TEMPO.CO , Makassar: Ribuan sendok dan garpu berserakan. Ratusan buah tomat dan anggur berantakan di lantai panggung. Beberapa mangkuk berisi tomat bercampur anggur. Di lantai panggung itu, tersebar pula kain berwarna serta beberapa alat lainnya. Tiga orang tanpa baju dan hanya bercelana pendek tampil di depan panggung. Mereka Busrok Yusuf Busro, Scotlet, dan Roi Julian.
Scotlet yang gemuk sibuk memainkan tab. Sesekali ia berfoto selfie. Busrok berkacamata hitam memungut beberapa buah yang dikumpulkan dalam mangkuk di tangannya. Sedangkan Roi yang gondrong memegang miniatur kota, berbalut jaket antipeluru yang berisi puluhan garpu.
Adegan ini merupakan bagian dari teater yang berjudul Mangkuk Bakus—Usai Hujan Sendok Garpu Ketakutan di Bawah Kaki. Ketiga aktor ini berasal dari Bandar Teater Jakarta, yang turut meramaikan Festival Societeit De Harmonie, di Gedung Kesenian Makassar, Senin malam, 15 September 2014.

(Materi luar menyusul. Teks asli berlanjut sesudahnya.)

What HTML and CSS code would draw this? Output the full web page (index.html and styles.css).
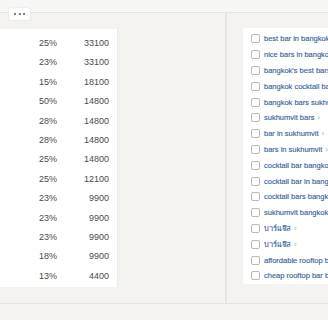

Teater ini mencoba mengangkat kondisi realitas masyarakat yang menjadi masalah lantaran hal-hal kecil. Menceritakan masyarakat urban dan tentang kemajuan teknologi yang tak terbendung, seperti yang diasumsikan oleh Aslan Abidin—dosen Fakultas Bahasa dan Sastra Universitas Negeri Makassar—bahwa sendok-garpu tidak lagi menjadi alat makan, tapi untuk prestise, menunjukkan status sosial tertentu.
Dalam sebuah adegan, Busrok dibunuh dua perempuan yang diperankan oleh Scotlet dan Roi. Mereka berdua mengenakan kain yang dibalut untuk mempertegas kesan feminin. Cerita ini memang bukan rangkaian cerita utuh, namun kumpulan dari beberapa adegan. Mengusung visi untuk merefleksi keadaan masyarakat saat ini. “Saya ini produk modern. Kita lihat bagaimana kemajuan teknologi. Apakah kamu telah berdamai dengan hasrat?” ujar Malhamang Zamzam, selaku sutradara.